• **SUPPLIED DATA**:
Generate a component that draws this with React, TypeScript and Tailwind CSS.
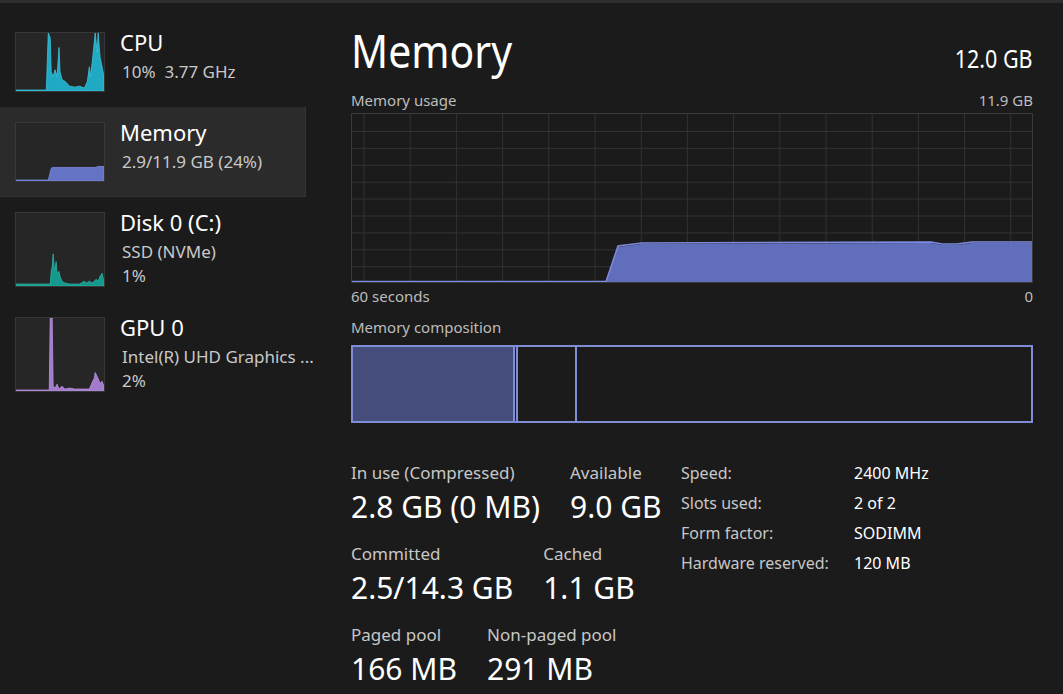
import React from 'react';

type Spark = {
  points: string;
  fill: string;
  stroke: string;
  h: number;
};

const cpuPts =
  '0,59 31,59 32,30 33,0 35,5 36,40 38,45 40,38 42,45 44,15 45,40 47,48 50,50 52,52 55,55 60,56 65,55 70,57 73,50 75,35 76,45 78,30 80,10 81,0 83,20 84,0 86,25 88,35 90,45 90,60 0,60';
const memPts = '0,59 33,59 36,47 37,46 82,46 83,45 90,45 90,60 0,60';
const diskPts =
  '0,73 35,73 36,60 37,55 38,42 39,55 40,58 41,50 42,62 44,60 45,65 47,70 50,72 55,73 65,73 70,70 72,72 75,70 78,72 82,68 84,70 86,65 88,62 90,70 90,75 0,75';
const gpuPts =
  '0,74 34,74 35,0 37,0 38,70 40,72 42,68 44,73 47,70 50,73 55,72 60,73 75,73 78,66 80,62 81,56 83,60 86,67 88,65 90,70 90,75 0,75';

const Thumb: React.FC<{ spark: Spark }> = ({ spark }) => (
  <div className="shrink-0 w-[90px] bg-[#262626] border border-[#383838]" style={{ height: spark.h }}>
    <svg width="88" height={spark.h - 2} viewBox={`0 0 90 ${spark.h}`} preserveAspectRatio="none" className="block">
      <polygon points={spark.points} fill={spark.fill} stroke={spark.stroke} strokeWidth="0.8" />
    </svg>
  </div>
);

interface RowProps {
  title: string;
  lines: string[];
  spark: Spark;
  selected?: boolean;
  height: number;
}

const SideRow: React.FC<RowProps> = ({ title, lines, spark, selected, height }) => (
  <div
    className={`flex px-[15px] pt-[15px] ${selected ? 'bg-[#2b2b2b] border-r border-b border-[#333333]' : ''}`}
    style={{ height }}
  >
    <Thumb spark={spark} />
    <div className="ml-[15px] -mt-[5px] min-w-0">
      <div className="text-[22px] leading-[30px] text-white">{title}</div>
      <div className="mt-[3px] pl-[2px]">
        {lines.map((l) => (
          <div key={l} className="text-[17px] leading-[24px] text-[#c9c9c9] whitespace-pre">
            {l}
          </div>
        ))}
      </div>
    </div>
  </div>
);

const Stat: React.FC<{ label: string; value: string }> = ({ label, value }) => (
  <div className="flex flex-col">
    <span className="text-[17px] leading-[22px] text-[#c7c7c7] whitespace-nowrap">{label}</span>
    <span className="mt-[4px] text-[30px] leading-[38px] text-white whitespace-nowrap">{value}</span>
  </div>
);

const UsageGraph: React.FC = () => {
  const vLines = Array.from({ length: 15 }, (_, i) => 12 + i * 46.2);
  const hLines = Array.from({ length: 9 }, (_, i) => 17.5 + i * 16.9);
  const fillPts =
    '0,168 254,168 266,133 290,130 579,129 590,131 605,131 620,129 681,129 681,169 0,169';
  return (
    <div className="mt-[3px] h-[170px] border border-[#3a3a3a] bg-[#1b1b1b]">
      <svg width="680" height="168" viewBox="0 0 680 168" className="block">
        {vLines.map((x) => (
          <line key={x} x1={x} y1="0" x2={x} y2="168" stroke="#333333" strokeWidth="1" />
        ))}
        {hLines.map((y) => (
          <line key={y} x1="0" y1={y} x2="680" y2={y} stroke="#333333" strokeWidth="1" />
        ))}
        <polygon points={fillPts} fill="#6573c4" fillOpacity="0.95" />
        <polyline
          points="0,167.5 254,167.5 266,132 290,129 579,128 590,130 605,130 620,128 681,128"
          fill="none"
          stroke="#7d8ce0"
          strokeWidth="1.5"
        />
      </svg>
    </div>
  );
};

const Composition: React.FC = () => (
  <div className="mt-[8px] h-[78px] border-2 border-[#7f8dd6] flex">
    <div className="w-[162px] bg-[#454d7d] border-r-2 border-[#7f8dd6]" />
    <div className="w-[1px]" />
    <div className="w-[61px] border-l-2 border-r-2 border-[#7f8dd6]" />
    <div className="flex-1" />
  </div>
);

const specs: [string, string][] = [
  ['Speed:', '2400 MHz'],
  ['Slots used:', '2 of 2'],
  ['Form factor:', 'SODIMM'],
  ['Hardware reserved:', '120 MB'],
];

export default function App() {
  return (
    <div className="w-[1063px] h-[694px] overflow-hidden bg-[#1b1b1b] border-t-[3px] border-[#2f2f2f] flex font-['Noto_Sans',sans-serif]">
      {/* Sidebar */}
      <div className="w-[306px] shrink-0 pt-[14px] flex flex-col">
        <SideRow
          title="CPU"
          lines={['10%  3.77 GHz']}
          height={90}
          spark={{ points: cpuPts, fill: '#1fa9c4', stroke: '#3cc6e0', h: 60 }}
        />
        <SideRow
          title="Memory"
          lines={['2.9/11.9 GB (24%)']}
          height={90}
          selected
          spark={{ points: memPts, fill: '#6573c4', stroke: '#7d8ce0', h: 60 }}
        />
        <SideRow
          title="Disk 0 (C:)"
          lines={['SSD (NVMe)', '1%']}
          height={105}
          spark={{ points: diskPts, fill: '#16998d', stroke: '#2ab3a5', h: 75 }}
        />
        <SideRow
          title="GPU 0"
          lines={['Intel(R) UHD Graphics ...', '2%']}
          height={105}
          spark={{ points: gpuPts, fill: '#a27ccb', stroke: '#b994e0', h: 75 }}
        />
      </div>

      {/* Main */}
      <div className="flex-1 pl-[45px] pr-[31px] pt-[19px] flex flex-col">
        <div className="flex justify-between items-baseline">
          <span className="text-[46px] leading-[56px] text-white inline-block origin-left scale-x-[0.89]">Memory</span>
          <span className="text-[25px] leading-[32px] text-white inline-block origin-right scale-x-[0.86]">12.0 GB</span>
        </div>

        <div className="mt-[12px] flex justify-between text-[15px] leading-[20px] text-[#bdbdbd]">
          <span>Memory usage</span>
          <span>11.9 GB</span>
        </div>
        <UsageGraph />
        <div className="mt-[3px] flex justify-between text-[15px] leading-[20px] text-[#bdbdbd]">
          <span>60 seconds</span>
          <span>0</span>
        </div>

        <div className="mt-[11px] text-[15px] leading-[20px] text-[#bdbdbd]">Memory composition</div>
        <Composition />

        <div className="mt-[39px] flex">
          <div className="w-[330px] shrink-0 flex flex-col">
            <div className="flex gap-[30px]">
              <Stat label="In use (Compressed)" value="2.8 GB (0 MB)" />
              <Stat label="Available" value="9.0 GB" />
            </div>
            <div className="mt-[17px] flex gap-[30px]">
              <Stat label="Committed" value="2.5/14.3 GB" />
              <Stat label="Cached" value="1.1 GB" />
            </div>
            <div className="mt-[17px] flex gap-[30px]">
              <Stat label="Paged pool" value="166 MB" />
              <Stat label="Non-paged pool" value="291 MB" />
            </div>
          </div>
          <div className="-mt-[4px] flex flex-col">
            {specs.map(([k, v]) => (
              <div key={k} className="flex text-[16px] leading-[30px]">
                <span className="w-[173px] text-[#c7c7c7]">{k}</span>
                <span className="text-white">{v}</span>
              </div>
            ))}
          </div>
        </div>
      </div>
    </div>
  );
}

• **PROBLEM**:
Print, exactly as written, the lines above from the first one to the one containing "88,65 90,70 90,75 0,75';". Leave out pictures.

• **SOLUTION**:
Generate a component that draws this with React, TypeScript and Tailwind CSS.
import React from 'react';

type Spark = {
  points: string;
  fill: string;
  stroke: string;
  h: number;
};

const cpuPts =
  '0,59 31,59 32,30 33,0 35,5 36,40 38,45 40,38 42,45 44,15 45,40 47,48 50,50 52,52 55,55 60,56 65,55 70,57 73,50 75,35 76,45 78,30 80,10 81,0 83,20 84,0 86,25 88,35 90,45 90,60 0,60';
const memPts = '0,59 33,59 36,47 37,46 82,46 83,45 90,45 90,60 0,60';
const diskPts =
  '0,73 35,73 36,60 37,55 38,42 39,55 40,58 41,50 42,62 44,60 45,65 47,70 50,72 55,73 65,73 70,70 72,72 75,70 78,72 82,68 84,70 86,65 88,62 90,70 90,75 0,75';
const gpuPts =
  '0,74 34,74 35,0 37,0 38,70 40,72 42,68 44,73 47,70 50,73 55,72 60,73 75,73 78,66 80,62 81,56 83,60 86,67 88,65 90,70 90,75 0,75';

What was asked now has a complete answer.